Following Québécois Tabarnak and Des putes et des voleurs—both winners of the Comedy Show of the Year award at the ADISQ Gala, a first in 45 years to win two years in a row—Adib Alkhalidey returns with Comme les Mongols à Baghdad.
This new show is about transmission. The transmission of meaning, knowledge, wounds, fears, contradictions, and impulses that span an era that sometimes seems to have lost faith in its own ability to pass anything on at all.
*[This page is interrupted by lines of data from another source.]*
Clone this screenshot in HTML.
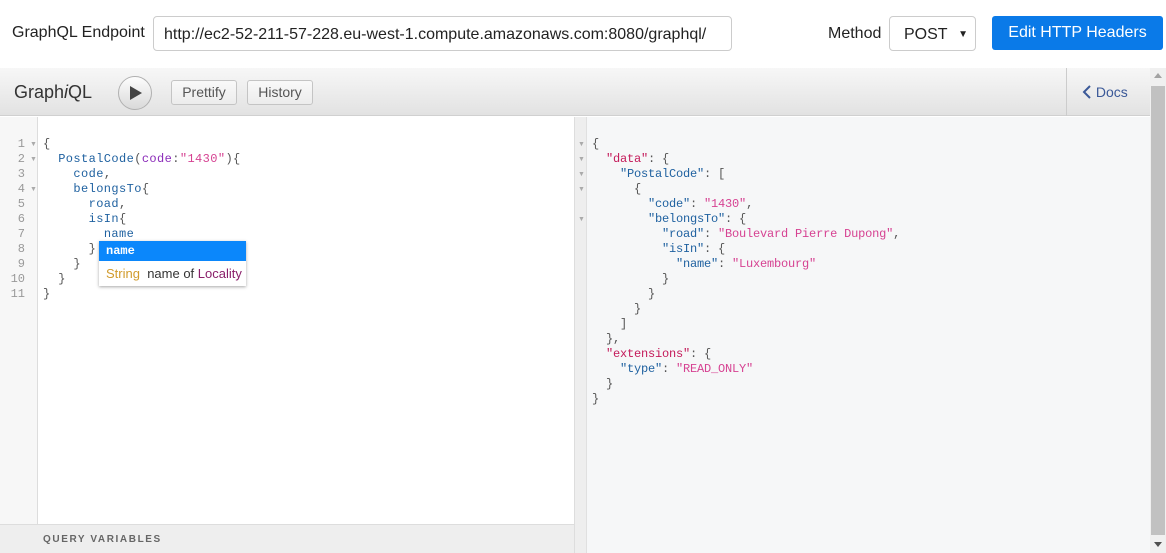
<!DOCTYPE html>
<html><head><meta charset="utf-8"><style>
*{margin:0;padding:0;box-sizing:border-box}
body{width:1166px;height:553px;overflow:hidden;background:#fff;font-family:"Liberation Sans",Arial,sans-serif;position:relative}
.abs{position:absolute}
.mono{font-family:"Liberation Mono",monospace;font-size:12px;line-height:15px;white-space:pre}
.q{letter-spacing:0.4px}
.ln{position:absolute;left:0;width:25px;text-align:right;color:#999;font-family:"Liberation Mono",monospace;font-size:12px;line-height:15px}
.fa{position:absolute;color:#aaa;font-size:7px;line-height:15px}
.p{color:#555}.f{color:#1f61a0}.a{color:#8b2bb9}.s{color:#d64292}.k{color:#c41a5a}
.btn{position:absolute;top:80px;height:25px;border:1px solid #c4c4c4;border-radius:3px;background:linear-gradient(#f9f9f9,#ececec);color:#555;font-size:14px;line-height:23px;text-align:center}
</style></head><body>
<div class="abs" style="left:12px;top:24px;font-size:16px;color:#222">GraphQL Endpoint</div>
<div class="abs" style="left:153px;top:16px;width:579px;height:35px;border:1px solid #ccc;border-radius:4px;font-size:16px;line-height:35px;padding-left:10px;color:#222">http://ec2-52-211-57-228.eu-west-1.compute.amazonaws.com:8080/graphql/</div>
<div class="abs" style="left:828px;top:25px;font-size:16px;color:#222">Method</div>
<div class="abs" style="left:889px;top:16px;width:87px;height:35px;border:1px solid #ccc;border-radius:4px;font-size:16px;line-height:35px;padding-left:14px;color:#222">POST<span style="position:absolute;right:7px;font-size:10px">▼</span></div>
<div class="abs" style="left:992px;top:16px;width:171px;height:34px;background:#0a7ae8;border-radius:3px;color:#fff;font-size:16px;line-height:33px;text-align:center">Edit HTTP Headers</div>

<div class="abs" style="left:0;top:68px;width:1150px;height:48px;background:linear-gradient(#f7f7f7,#e2e2e2);border-bottom:1px solid #d0d0d0"></div>
<div class="abs" style="left:14px;top:82px;font-size:18px;color:#333">Graph<i>i</i>QL</div>
<div class="abs" style="left:118px;top:76px;width:34px;height:34px;border-radius:50%;border:1px solid #b0b0b0;background:linear-gradient(#fdfdfd,#d9d9d9)"><svg width="32" height="32" style="position:absolute;left:0;top:0"><path d="M11 9 L23 16 L11 23 Z" fill="#444"/></svg></div>
<div class="btn" style="left:171px;width:66px">Prettify</div>
<div class="btn" style="left:247px;width:66px">History</div>
<div class="abs" style="left:1066px;top:68px;width:1px;height:48px;background:#ccc"></div>
<div class="abs" style="left:1082px;top:84px;font-size:14px;color:#3b5998"><svg width="10" height="14" style="vertical-align:-2px"><path d="M8 1 L2 7 L8 13" stroke="#3b5998" stroke-width="2" fill="none"/></svg> Docs</div>

<div class="abs" style="left:0;top:117px;width:38px;height:407px;background:#f7f7f7;border-right:1px solid #ddd"></div>
<div class="abs" style="left:0;top:137px">
<div class="ln" style="top:0">1</div><div class="ln" style="top:15px">2</div><div class="ln" style="top:30px">3</div><div class="ln" style="top:45px">4</div><div class="ln" style="top:60px">5</div><div class="ln" style="top:75px">6</div><div class="ln" style="top:90px">7</div><div class="ln" style="top:105px">8</div><div class="ln" style="top:120px">9</div><div class="ln" style="top:135px">10</div><div class="ln" style="top:150px">11</div>
<div class="fa" style="left:30px;top:0">▼</div><div class="fa" style="left:30px;top:15px">▼</div><div class="fa" style="left:30px;top:45px">▼</div>
</div>
<div class="abs mono q" style="left:43px;top:137px"><span class="p">{</span>
  <span class="f">PostalCode</span><span class="p">(</span><span class="a">code</span><span class="p">:</span><span class="s">"1430"</span><span class="p">){</span>
    <span class="f">code</span><span class="p">,</span>
    <span class="f">belongsTo</span><span class="p">{</span>
      <span class="f">road</span><span class="p">,</span>
      <span class="f">isIn</span><span class="p">{</span>
        <span class="f">name</span>
      <span class="p">}</span>
    <span class="p">}</span>
  <span class="p">}</span>
<span class="p">}</span></div>
<div class="abs" style="left:99px;top:241px;width:147px;height:45px;background:#fff;box-shadow:0 1px 3px rgba(0,0,0,.35)">
<div style="height:20px;background:#0b87fb;color:#fff;font-family:'Liberation Mono',monospace;font-weight:bold;font-size:12px;line-height:20px;padding-left:7px">name</div>
<div style="font-size:13px;line-height:25px;padding-left:7px;color:#333"><span style="color:#d19b2c">String</span>&nbsp; name of <span style="color:#8a1f6a">Locality</span></div>
</div>
<div class="abs" style="left:0;top:524px;width:574px;height:29px;background:#eee;border-top:1px solid #ddd"></div>
<div class="abs" style="left:43px;top:534px;font-size:10px;font-weight:bold;letter-spacing:1.6px;color:#666">QUERY VARIABLES</div>

<div class="abs" style="left:574px;top:117px;width:13px;height:436px;background:#eee;border-left:1px solid #ddd;border-right:1px solid #e0e0e0"></div>
<div class="abs" style="left:587px;top:117px;width:563px;height:436px;background:#f6f7f8"></div>
<div class="fa" style="left:578px;top:137px">▼</div><div class="fa" style="left:578px;top:152px">▼</div><div class="fa" style="left:578px;top:167px">▼</div><div class="fa" style="left:578px;top:182px">▼</div><div class="fa" style="left:578px;top:212px">▼</div>
<div class="abs mono" style="left:592px;top:137px;letter-spacing:-0.2px"><span class="p">{</span>
  <span class="k">"data"</span><span class="p">: {</span>
    <span class="f">"PostalCode"</span><span class="p">: [</span>
      <span class="p">{</span>
        <span class="f">"code"</span><span class="p">: </span><span class="s">"1430"</span><span class="p">,</span>
        <span class="f">"belongsTo"</span><span class="p">: {</span>
          <span class="f">"road"</span><span class="p">: </span><span class="s">"Boulevard Pierre Dupong"</span><span class="p">,</span>
          <span class="f">"isIn"</span><span class="p">: {</span>
            <span class="f">"name"</span><span class="p">: </span><span class="s">"Luxembourg"</span>
          <span class="p">}</span>
        <span class="p">}</span>
      <span class="p">}</span>
    <span class="p">]</span>
  <span class="p">},</span>
  <span class="k">"extensions"</span><span class="p">: {</span>
    <span class="f">"type"</span><span class="p">: </span><span class="s">"READ_ONLY"</span>
  <span class="p">}</span>
<span class="p">}</span></div>

<div class="abs" style="left:1150px;top:68px;width:16px;height:485px;background:#f0f0f0"></div>
<div class="abs" style="left:1151px;top:86px;width:14px;height:449px;background:#c1c1c1"></div>
<div class="abs" style="left:1154px;top:73px;width:0;height:0;border-left:4px solid transparent;border-right:4px solid transparent;border-bottom:5px solid #a3a3a3"></div>
<div class="abs" style="left:1154px;top:542px;width:0;height:0;border-left:4px solid transparent;border-right:4px solid transparent;border-top:5px solid #505050"></div>
</body></html>
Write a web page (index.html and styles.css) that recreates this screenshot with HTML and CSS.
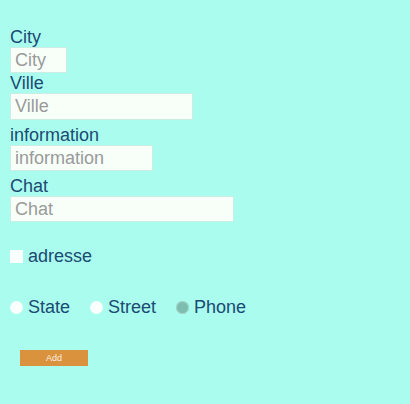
FILE: index.html
```html
<!DOCTYPE html>
<html>
<head>
<meta charset="utf-8">
<link rel="stylesheet" href="styles.css">
</head>
<body>
<form class="form">
  <div class="field">
    <label class="lbl">City</label>
    <input class="inp w-city" placeholder="City">
  </div>
  <div class="field">
    <label class="lbl">Ville</label>
    <input class="inp w-ville tall" placeholder="Ville">
  </div>
  <div class="field spaced">
    <label class="lbl">information</label>
    <input class="inp w-info" placeholder="information">
  </div>
  <div class="field spaced">
    <label class="lbl">Chat</label>
    <input class="inp w-chat" placeholder="Chat">
  </div>
  <div class="check-row">
    <input type="checkbox" class="cb">
    <span class="opt">adresse</span>
  </div>
  <div class="radio-row">
    <label class="ropt"><input type="radio" name="r" class="rd"><span class="opt">State</span></label>
    <label class="ropt"><input type="radio" name="r" class="rd"><span class="opt">Street</span></label>
    <label class="ropt"><input type="radio" name="r" class="rd" checked><span class="opt">Phone</span></label>
  </div>
  <div class="btn-row">
    <button type="button" class="btn">Add</button>
  </div>
</form>
</body>
</html>
```
FILE: styles.css
```css
html, body {
  margin: 0;
  padding: 0;
  background: #aafcef;
  font-family: "Liberation Sans", Arial, sans-serif;
  color: #1b4a72;
}
.form {
  padding: 27px 0 0 10px;
}
.field {
  display: flex;
  flex-direction: column;
  align-items: flex-start;
}
.field.spaced {
  margin-top: 5px;
}
.lbl {
  display: block;
  font-size: 18px;
  line-height: 20px;
  height: 20px;
}
.inp {
  box-sizing: border-box;
  height: 26px;
  margin: 0;
  padding: 0 4px;
  border: 1px solid #c9eee3;
  background: #f8fff9;
  font-family: "Liberation Sans", Arial, sans-serif;
  font-size: 18px;
  color: #333;
  outline: none;
}
.inp::placeholder { color: #9a9a9a; }
.tall { height: 27px; }
.w-city { width: 57px; }
.w-ville { width: 183px; }
.w-info { width: 143px; }
.w-chat { width: 224px; }
.check-row {
  display: flex;
  align-items: center;
  margin-top: 24px;
  height: 20px;
}
.cb {
  appearance: none;
  -webkit-appearance: none;
  width: 13px;
  height: 13px;
  margin: 0 5px 0 0;
  background: #fafffd;
  border: none;
  border-radius: 1px;
}
.opt {
  font-size: 18px;
  line-height: 20px;
}
.radio-row {
  display: flex;
  align-items: center;
  margin-top: 31px;
  height: 20px;
  gap: 20px;
}
.ropt {
  display: flex;
  align-items: center;
}
.rd {
  appearance: none;
  -webkit-appearance: none;
  width: 13px;
  height: 13px;
  margin: 0 5px 0 0;
  border-radius: 50%;
  background: #fafffd;
  border: none;
}
.rd:checked {
  background: #7dbdaf;
  box-shadow: inset 0 0 0 1px #a9d7cc;
}
.btn-row {
  margin-top: 30px;
  padding-left: 10px;
}
.btn {
  width: 68px;
  height: 16px;
  padding: 0;
  border: none;
  background: #da923d;
  color: #fbefe0;
  font-family: "Liberation Sans", Arial, sans-serif;
  font-size: 9px;
}
```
Reflecting his branching train of thought, the show unfolds through themes as varied as tax evasion, political corruption, the nightmare of putting children to sleep, the House of Wisdom in Baghdad, Jesus, and the reality of blended families. By tackling the most sensitive, intimate, or taboo subjects of our time, Adib Alkhalidey seeks less to provide answers than to reveal what emerges when we dare to face certain truths head-on. Driven by a rare freedom of expression—likely amplified by sleep deprivation and the questionable honesty of exhausted young parents—the show ultimately transforms this chaos into something strangely lucid, as if all these scattered branches secretly stemmed from the same tree.
Comme les Mongols à Baghdad is a deeply funny show, at times brutal, at times unsettling, but always driven by a sincere desire to bring together what the times are determined to keep apart.